There are two specific things you need to say:

1. That you disagree with the VA’s ratings decision and the date of that decision. (“I disagree with the VA’s decision of date .”)
2. That you say that you intend to appeal that decision. (“I want to appeal this decision.”) It is imperative that you include both of those statements.

You don’t need to get any more specific than that. In fact, too much specificity at this point may hurt your appeal later down the road.
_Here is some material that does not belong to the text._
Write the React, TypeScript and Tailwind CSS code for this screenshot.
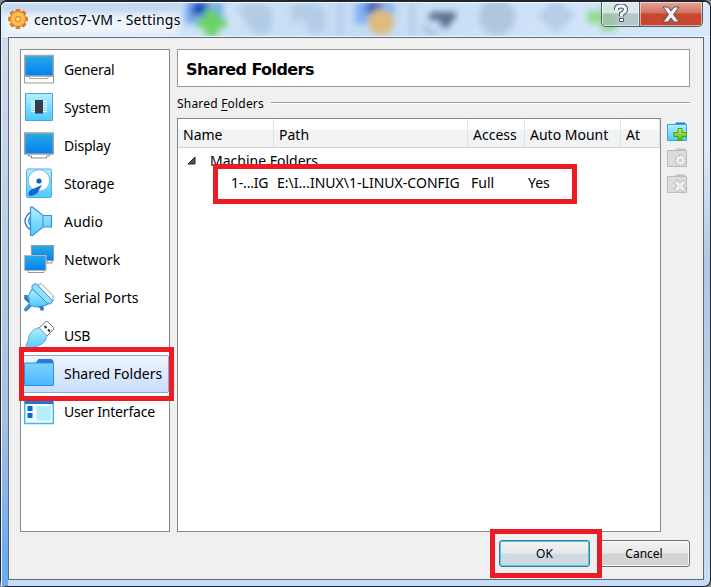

Regardless of how you prepare your NOD, once you’ve completed it (and saved a copy for yourself), send it to the VA office that sent you the denial letter. We strongly recommend that you send it in a way that provides proof of delivery (e.g., certified mail with return receipt) so that you’ll have proof that you met the filing deadline. If you send by certified mail, return receipt requested, you will receive a green card confirming the date of receipt. Keep that card in a safe place. It may be very important later.

The VA will respond with a Statement of the Case (SOC); this is a summary of the decision and how they arrived at their determination. This will also include the very important VA Form 9, Appeal to Board of Veterans Appeals. Form 9 is much more complicated than a NOD and what is (and isn’t) included can be critical to your appeal. This form has a much shorter deadline–60 days–and is the time where you will be expected to get specific with your appeal.

Depending upon your particular situation, it may be advisable to seek qualified legal help. Whether it’s at the NOD stage and deciding which way to start the process or at the Form 9 stage, the last thing you want to do is make a small technical error that can hurt your appeal later down the road.